For devices that cannot measure frequency directly, you need to use software algorithms, such as the Fast Fourier Transform (FFT), to convert voltage to frequency. LabVIEW Full and Professional Development Systems contains advanced analysis VIs that handle these transformations. The LabWindows™/CVI™ full development system also contains advanced analysis functions to help you measure analog frequency. Regardless of whether you use existing VIs or functions or create your own, you need to sample at least twice as fast as the highest frequency component in the signal you are acquiring.
The Nyquist Theorem states that the highest frequency you can accurately represent is half the sampling rate. For instance, to measure the frequency of a 100 Hz signal, you need a sampling rate of at least 200 S/s. In practice, you should use sampling rates of 5 to 10 times the expected frequencies to improve accuracy of measurements.
In addition to sample rate, you need to determine the number of samples to acquire. You must sample a minimum of three cycles of the analog signal. For example, you need to collect at least 15 samples, or points, if you use a sampling rate of 500 S/s to measure the frequency of a 100 Hz signal. Because you sample about five times faster than the signal frequency, you sample about five points per cycle of the signal. You need data from three cycles, so 5 points x 3 cycles = 15 points. In practice, however, you should acquire 10 or more cycles to improve accuracy of measurements, so you should acquire 50 or more samples.
The number of points you collect determines the number of frequency bins that the samples fall into. The size of each bin is the sampling rate divided by the number of points you collect. For example, if you sample at 500 S/s and collect 100 points, you have bins at 5 Hz intervals.
The Nyquist frequency is the bandwidth of the sampled signal and is equal to half the sampling frequency. Frequency components below the Nyquist frequency appear normally. Frequency components above the Nyquist frequency appear aliased between 0 and the Nyquist frequency. The aliased component is the absolute value of the difference between the actual component and the closest integer multiple of the sampling rate. For example, if you have a signal with a component at 800 Hz and you sample at 500 S/s, that component appears aliased at 200 Hz because |800–(2 x 500)| = 200(Hz).
One way to eliminate aliased components is to use an analog hardware filter before you digitize and analyze the frequency information. If you want to perform all the filtering in software, you must first sample at a rate fast enough to correctly represent the highest frequency component the signal contains. For example, with the highest component at 800 Hz, the minimum sampling rate is 1,600 Hz, but you should sample 5 to 10 times faster than 800 Hz. If the frequency you want to measure is around 100 Hz, you can use a lowpass Butterworth filter with a cutoff frequency (fc) of 250 Hz to filter out frequencies above 250 Hz and pass frequencies below 250 Hz.

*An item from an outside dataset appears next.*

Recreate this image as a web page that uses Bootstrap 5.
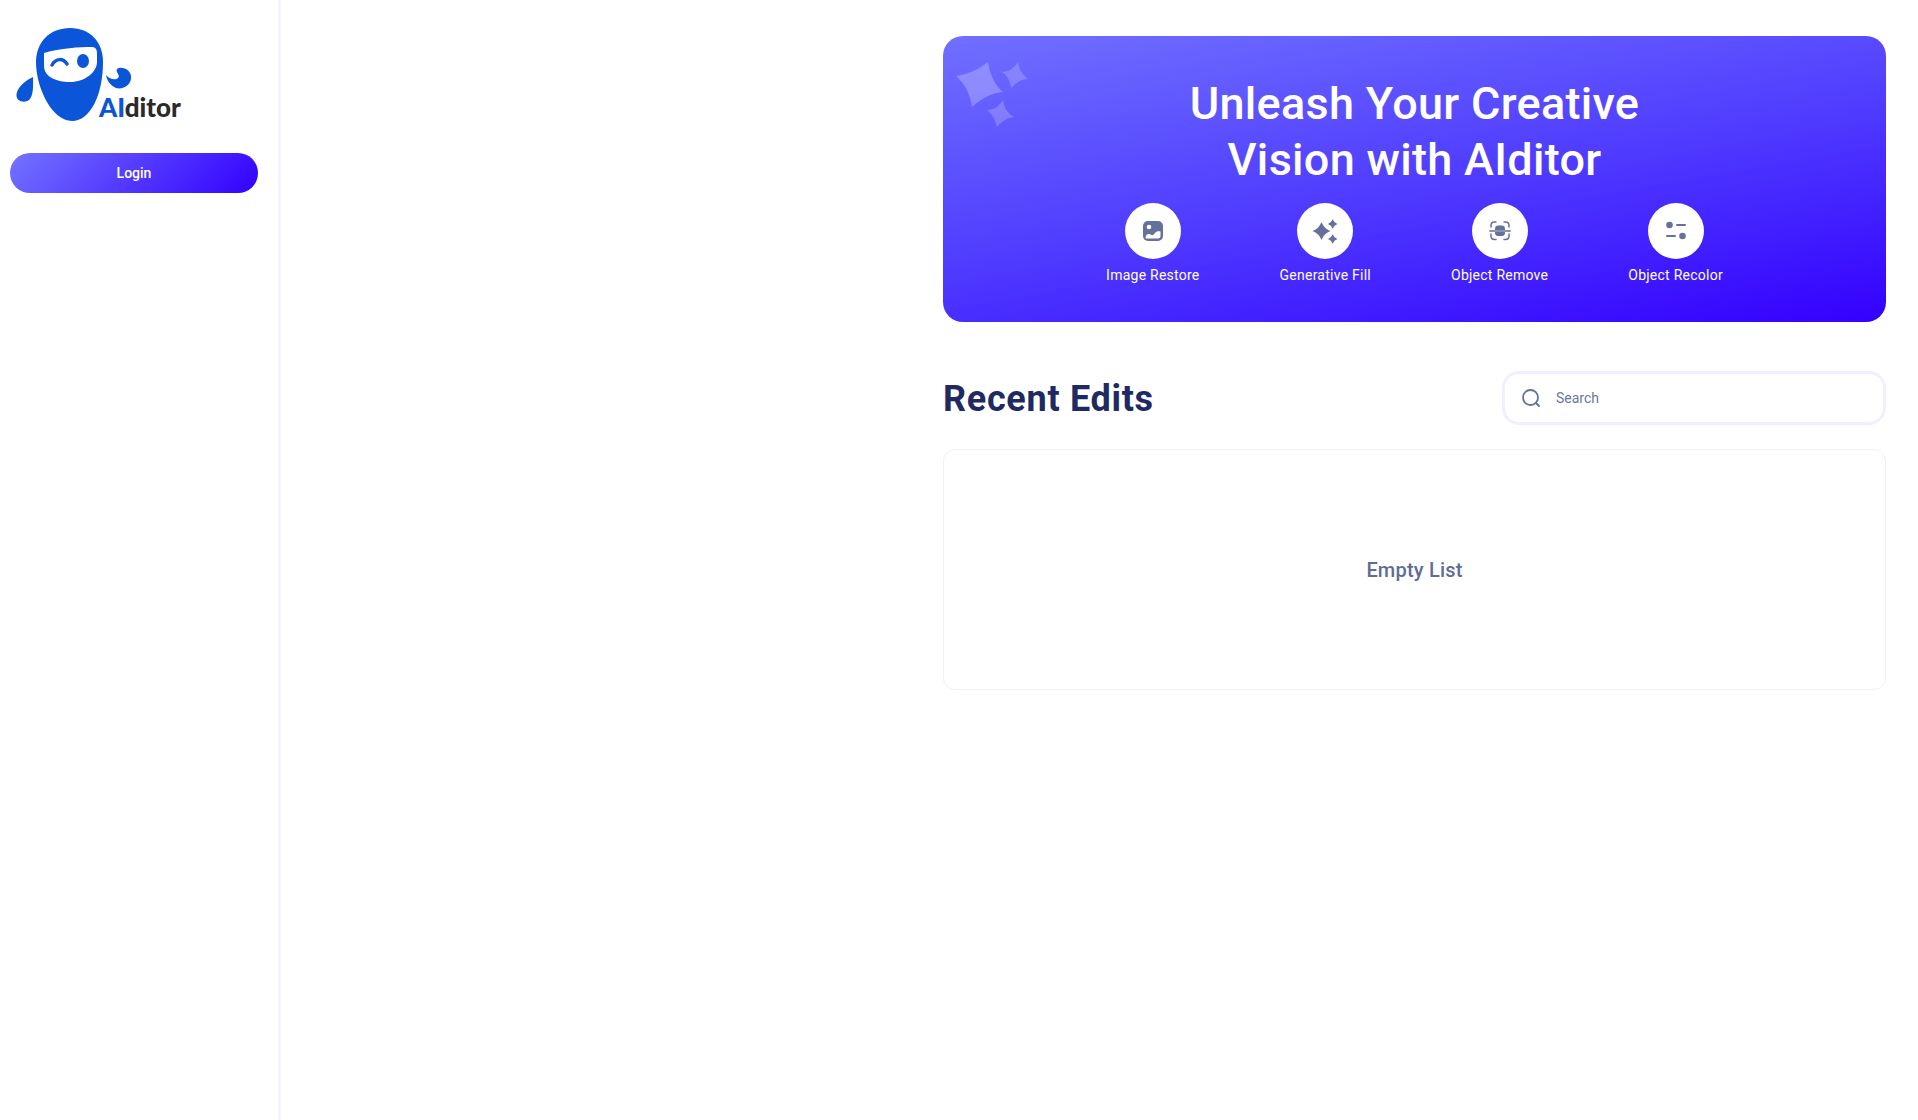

|Note LabVIEW includes Butterworth filters with the LabVIEW Full and Professional Development Systems.|
The following figure shows a lowpass filter.
The Ideal Filter in the figure is optimal. All frequencies above the Nyquist frequency are rejected. The Real Filter in the figure is what you might actually be able to accomplish with a Butterworth filter. The passband is where Vout/Vin is close to 1. The stopband occurs where Vout/Vin is close to 0. The frequencies gradually attenuate on the transition region between 1 and 0.